WRITTEN PROBLEM: Whenever a line below holds the word "index", copy that line.

DATA LINES:
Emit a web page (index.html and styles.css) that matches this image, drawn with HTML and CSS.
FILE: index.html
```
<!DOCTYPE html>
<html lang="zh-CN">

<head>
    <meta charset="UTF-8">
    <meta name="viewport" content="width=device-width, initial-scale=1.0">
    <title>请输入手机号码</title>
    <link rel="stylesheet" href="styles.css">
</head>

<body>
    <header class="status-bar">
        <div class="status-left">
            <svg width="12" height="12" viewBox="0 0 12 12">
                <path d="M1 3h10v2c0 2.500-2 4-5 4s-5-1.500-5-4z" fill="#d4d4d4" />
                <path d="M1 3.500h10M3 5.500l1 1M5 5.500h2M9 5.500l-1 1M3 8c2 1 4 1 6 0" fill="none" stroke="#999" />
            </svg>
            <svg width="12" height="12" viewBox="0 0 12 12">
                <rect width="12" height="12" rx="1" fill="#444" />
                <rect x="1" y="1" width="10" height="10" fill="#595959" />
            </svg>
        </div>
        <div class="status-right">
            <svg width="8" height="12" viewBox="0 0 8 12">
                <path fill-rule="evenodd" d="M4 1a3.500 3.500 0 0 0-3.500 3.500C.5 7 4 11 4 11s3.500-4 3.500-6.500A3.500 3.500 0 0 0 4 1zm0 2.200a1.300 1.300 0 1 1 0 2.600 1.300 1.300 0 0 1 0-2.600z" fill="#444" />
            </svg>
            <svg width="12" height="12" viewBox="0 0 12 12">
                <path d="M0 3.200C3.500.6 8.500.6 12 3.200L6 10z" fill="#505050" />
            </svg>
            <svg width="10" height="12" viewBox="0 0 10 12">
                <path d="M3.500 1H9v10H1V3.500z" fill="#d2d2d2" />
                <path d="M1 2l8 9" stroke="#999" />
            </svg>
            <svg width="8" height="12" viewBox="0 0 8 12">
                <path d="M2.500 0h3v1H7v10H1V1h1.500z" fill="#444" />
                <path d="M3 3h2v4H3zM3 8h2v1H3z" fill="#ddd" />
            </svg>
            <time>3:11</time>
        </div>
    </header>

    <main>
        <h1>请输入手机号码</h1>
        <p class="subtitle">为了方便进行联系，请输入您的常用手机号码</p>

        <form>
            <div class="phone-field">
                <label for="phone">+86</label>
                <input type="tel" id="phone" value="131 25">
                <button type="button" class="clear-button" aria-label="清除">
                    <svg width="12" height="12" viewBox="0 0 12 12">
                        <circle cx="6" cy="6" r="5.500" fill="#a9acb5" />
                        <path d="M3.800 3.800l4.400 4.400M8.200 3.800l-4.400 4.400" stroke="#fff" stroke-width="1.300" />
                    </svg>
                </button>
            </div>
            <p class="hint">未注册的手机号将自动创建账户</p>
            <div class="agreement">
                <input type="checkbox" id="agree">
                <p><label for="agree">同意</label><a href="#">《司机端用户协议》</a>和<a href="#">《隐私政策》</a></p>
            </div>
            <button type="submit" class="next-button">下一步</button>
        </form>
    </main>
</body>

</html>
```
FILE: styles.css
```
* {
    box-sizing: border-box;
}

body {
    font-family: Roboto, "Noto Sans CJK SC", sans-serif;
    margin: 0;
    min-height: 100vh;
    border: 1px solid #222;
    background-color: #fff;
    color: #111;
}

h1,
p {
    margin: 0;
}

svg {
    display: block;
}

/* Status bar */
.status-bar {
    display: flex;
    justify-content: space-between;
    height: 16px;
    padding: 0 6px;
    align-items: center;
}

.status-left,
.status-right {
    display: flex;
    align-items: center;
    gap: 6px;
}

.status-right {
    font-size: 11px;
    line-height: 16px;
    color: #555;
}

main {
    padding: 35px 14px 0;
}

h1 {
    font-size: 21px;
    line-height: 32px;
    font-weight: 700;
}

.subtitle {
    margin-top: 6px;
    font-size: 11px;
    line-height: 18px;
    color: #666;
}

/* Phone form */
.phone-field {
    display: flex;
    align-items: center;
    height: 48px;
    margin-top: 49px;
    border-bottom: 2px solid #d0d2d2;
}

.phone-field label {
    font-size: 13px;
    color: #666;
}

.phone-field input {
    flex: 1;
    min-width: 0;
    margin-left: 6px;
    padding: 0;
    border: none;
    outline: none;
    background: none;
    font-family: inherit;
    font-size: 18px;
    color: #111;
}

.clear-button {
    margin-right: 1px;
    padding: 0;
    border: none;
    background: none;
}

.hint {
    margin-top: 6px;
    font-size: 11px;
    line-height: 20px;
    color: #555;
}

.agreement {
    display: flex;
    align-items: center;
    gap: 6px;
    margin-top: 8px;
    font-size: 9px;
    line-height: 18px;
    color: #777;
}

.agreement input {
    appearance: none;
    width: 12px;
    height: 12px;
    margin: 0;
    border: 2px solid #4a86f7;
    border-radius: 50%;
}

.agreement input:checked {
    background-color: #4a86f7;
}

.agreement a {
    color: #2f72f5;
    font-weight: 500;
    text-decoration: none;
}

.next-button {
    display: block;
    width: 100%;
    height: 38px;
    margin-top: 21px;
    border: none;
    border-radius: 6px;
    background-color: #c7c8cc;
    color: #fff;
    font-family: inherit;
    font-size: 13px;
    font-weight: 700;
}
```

--

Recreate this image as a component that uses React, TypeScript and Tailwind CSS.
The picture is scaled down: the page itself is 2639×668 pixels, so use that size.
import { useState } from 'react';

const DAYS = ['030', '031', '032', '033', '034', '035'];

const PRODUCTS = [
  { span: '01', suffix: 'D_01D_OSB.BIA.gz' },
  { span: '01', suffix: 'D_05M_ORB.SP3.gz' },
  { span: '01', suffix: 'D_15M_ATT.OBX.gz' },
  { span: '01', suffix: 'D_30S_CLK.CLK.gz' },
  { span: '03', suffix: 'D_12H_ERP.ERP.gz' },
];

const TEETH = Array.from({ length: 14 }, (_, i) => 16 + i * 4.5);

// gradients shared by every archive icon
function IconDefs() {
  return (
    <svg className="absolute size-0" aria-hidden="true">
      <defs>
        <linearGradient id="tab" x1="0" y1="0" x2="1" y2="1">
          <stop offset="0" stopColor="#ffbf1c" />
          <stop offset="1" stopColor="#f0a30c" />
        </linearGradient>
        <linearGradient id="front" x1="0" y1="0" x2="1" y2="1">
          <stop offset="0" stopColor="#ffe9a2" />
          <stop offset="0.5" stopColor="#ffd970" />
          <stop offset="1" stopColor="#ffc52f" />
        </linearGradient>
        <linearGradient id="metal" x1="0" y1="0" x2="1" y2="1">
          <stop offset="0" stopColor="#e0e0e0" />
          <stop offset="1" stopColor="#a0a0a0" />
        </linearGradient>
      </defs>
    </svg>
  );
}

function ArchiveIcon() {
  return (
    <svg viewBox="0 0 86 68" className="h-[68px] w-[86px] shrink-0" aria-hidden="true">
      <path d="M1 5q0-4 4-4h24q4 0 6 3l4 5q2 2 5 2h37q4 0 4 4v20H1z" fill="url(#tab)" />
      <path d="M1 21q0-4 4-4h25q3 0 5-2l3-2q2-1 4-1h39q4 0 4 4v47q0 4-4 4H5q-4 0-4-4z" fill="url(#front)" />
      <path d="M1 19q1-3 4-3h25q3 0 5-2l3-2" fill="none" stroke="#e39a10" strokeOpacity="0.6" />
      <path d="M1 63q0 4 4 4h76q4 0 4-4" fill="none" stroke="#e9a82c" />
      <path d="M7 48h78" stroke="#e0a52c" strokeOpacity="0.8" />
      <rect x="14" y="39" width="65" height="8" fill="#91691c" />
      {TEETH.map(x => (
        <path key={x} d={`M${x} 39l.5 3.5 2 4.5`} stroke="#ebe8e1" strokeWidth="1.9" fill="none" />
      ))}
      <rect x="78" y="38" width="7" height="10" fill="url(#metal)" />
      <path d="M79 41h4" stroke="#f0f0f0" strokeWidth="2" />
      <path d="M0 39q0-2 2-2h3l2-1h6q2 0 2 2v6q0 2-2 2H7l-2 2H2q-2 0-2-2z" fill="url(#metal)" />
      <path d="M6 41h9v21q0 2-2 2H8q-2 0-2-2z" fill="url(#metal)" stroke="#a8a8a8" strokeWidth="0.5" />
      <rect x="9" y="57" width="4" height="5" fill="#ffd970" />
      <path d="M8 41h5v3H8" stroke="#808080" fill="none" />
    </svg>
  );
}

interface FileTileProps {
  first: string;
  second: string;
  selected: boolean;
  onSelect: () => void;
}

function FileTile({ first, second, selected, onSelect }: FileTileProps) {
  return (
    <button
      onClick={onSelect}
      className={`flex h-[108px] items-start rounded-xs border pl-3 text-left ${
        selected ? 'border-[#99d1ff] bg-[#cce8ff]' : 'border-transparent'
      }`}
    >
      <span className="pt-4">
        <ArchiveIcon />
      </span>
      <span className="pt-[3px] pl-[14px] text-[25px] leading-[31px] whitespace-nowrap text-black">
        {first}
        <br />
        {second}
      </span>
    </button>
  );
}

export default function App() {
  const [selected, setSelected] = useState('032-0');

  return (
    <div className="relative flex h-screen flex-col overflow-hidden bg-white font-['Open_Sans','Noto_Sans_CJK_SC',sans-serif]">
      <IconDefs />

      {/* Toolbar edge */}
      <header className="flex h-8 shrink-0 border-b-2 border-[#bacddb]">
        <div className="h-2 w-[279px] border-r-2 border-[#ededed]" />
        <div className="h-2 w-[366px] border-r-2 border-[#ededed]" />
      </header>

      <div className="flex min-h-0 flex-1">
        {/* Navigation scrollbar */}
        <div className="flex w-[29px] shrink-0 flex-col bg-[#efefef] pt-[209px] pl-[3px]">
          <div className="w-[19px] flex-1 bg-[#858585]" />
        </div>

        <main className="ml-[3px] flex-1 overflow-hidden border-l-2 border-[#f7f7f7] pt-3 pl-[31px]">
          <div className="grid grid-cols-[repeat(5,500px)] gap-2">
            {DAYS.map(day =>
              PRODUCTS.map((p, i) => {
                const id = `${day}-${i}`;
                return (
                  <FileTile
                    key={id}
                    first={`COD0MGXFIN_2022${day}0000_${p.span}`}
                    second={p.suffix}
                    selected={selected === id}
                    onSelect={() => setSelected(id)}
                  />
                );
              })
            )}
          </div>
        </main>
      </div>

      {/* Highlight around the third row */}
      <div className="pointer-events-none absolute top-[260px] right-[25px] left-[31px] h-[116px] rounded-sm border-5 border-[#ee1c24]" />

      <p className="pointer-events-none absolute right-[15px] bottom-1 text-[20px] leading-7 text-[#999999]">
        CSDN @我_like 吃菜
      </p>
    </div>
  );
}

==

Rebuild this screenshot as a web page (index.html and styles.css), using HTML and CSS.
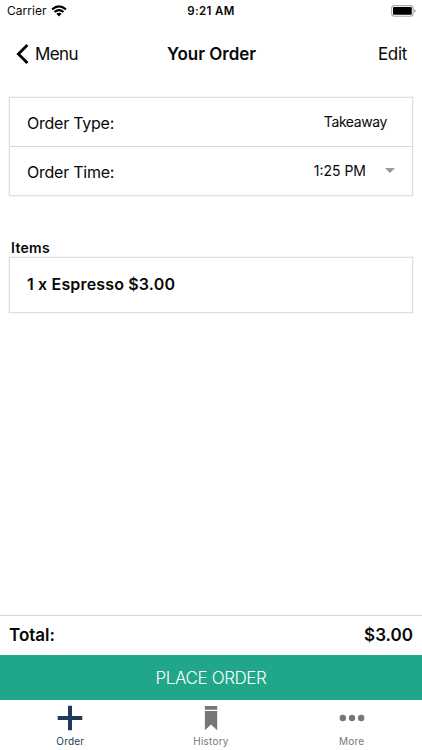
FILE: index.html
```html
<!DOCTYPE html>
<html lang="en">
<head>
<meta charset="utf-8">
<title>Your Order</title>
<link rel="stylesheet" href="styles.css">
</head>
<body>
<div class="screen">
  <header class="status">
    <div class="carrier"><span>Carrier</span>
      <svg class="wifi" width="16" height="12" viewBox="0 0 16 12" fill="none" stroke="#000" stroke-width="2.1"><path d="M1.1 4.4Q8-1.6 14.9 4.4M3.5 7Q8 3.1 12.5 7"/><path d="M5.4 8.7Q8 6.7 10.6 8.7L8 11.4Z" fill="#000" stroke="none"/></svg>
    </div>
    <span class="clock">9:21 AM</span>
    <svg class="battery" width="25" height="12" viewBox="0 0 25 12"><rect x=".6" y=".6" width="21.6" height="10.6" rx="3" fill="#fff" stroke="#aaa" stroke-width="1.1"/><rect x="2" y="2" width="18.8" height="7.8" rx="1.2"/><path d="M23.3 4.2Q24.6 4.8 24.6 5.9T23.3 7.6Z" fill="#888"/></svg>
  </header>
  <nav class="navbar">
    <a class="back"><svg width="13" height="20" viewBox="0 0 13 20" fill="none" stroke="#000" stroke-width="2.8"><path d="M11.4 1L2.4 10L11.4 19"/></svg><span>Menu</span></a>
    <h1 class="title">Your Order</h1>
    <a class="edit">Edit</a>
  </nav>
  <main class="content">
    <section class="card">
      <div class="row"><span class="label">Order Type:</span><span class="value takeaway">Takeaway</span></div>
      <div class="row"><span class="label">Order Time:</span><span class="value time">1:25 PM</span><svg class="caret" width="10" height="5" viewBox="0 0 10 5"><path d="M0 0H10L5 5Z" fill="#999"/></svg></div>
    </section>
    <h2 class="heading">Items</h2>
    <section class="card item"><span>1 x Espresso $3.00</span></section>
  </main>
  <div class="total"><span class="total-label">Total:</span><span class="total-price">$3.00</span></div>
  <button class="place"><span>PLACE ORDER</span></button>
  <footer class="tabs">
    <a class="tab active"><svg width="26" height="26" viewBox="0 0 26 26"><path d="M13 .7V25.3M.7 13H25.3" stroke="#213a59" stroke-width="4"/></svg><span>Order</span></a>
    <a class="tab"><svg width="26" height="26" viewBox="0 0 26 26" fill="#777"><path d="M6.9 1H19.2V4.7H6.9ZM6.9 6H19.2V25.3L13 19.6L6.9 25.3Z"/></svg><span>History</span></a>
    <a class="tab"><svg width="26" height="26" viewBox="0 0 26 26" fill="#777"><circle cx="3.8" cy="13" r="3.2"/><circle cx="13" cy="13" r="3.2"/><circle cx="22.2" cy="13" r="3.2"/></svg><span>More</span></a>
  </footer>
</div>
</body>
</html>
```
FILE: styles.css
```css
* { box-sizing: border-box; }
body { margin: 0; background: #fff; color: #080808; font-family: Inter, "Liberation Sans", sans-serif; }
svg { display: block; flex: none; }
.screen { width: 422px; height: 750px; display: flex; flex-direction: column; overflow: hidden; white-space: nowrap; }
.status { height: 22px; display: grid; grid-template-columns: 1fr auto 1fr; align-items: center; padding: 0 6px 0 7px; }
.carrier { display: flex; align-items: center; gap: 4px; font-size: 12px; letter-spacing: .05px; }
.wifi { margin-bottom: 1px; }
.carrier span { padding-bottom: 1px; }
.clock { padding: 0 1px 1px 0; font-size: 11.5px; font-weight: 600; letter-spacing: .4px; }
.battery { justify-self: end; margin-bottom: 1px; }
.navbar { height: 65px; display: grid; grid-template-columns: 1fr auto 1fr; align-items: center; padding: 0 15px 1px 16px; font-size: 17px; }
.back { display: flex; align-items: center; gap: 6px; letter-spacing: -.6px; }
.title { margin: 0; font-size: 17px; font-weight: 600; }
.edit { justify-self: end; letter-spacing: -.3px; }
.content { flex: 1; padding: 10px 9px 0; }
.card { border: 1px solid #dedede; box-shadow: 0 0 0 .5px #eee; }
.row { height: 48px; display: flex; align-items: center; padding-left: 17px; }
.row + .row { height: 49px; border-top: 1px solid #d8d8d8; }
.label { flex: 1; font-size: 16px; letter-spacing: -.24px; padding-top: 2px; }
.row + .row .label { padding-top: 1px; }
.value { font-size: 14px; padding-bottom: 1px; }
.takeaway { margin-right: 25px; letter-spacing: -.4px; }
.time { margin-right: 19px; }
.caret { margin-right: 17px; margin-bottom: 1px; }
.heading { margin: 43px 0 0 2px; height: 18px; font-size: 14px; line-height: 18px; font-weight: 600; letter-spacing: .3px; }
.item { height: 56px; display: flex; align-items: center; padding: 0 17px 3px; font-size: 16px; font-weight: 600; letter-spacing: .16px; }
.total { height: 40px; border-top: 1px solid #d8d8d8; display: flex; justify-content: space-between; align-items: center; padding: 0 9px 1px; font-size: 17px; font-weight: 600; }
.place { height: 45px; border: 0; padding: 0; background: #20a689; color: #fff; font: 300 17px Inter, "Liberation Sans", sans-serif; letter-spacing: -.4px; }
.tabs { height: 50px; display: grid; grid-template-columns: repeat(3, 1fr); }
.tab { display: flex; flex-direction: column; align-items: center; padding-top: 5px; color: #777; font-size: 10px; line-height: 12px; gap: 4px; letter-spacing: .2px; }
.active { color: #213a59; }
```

THE RESULT:
Emit a web page (index.html and styles.css) that matches this image, drawn with HTML and CSS.
FILE: index.html
Rebuild this screenshot as a web page (index.html and styles.css), using HTML and CSS.
FILE: index.html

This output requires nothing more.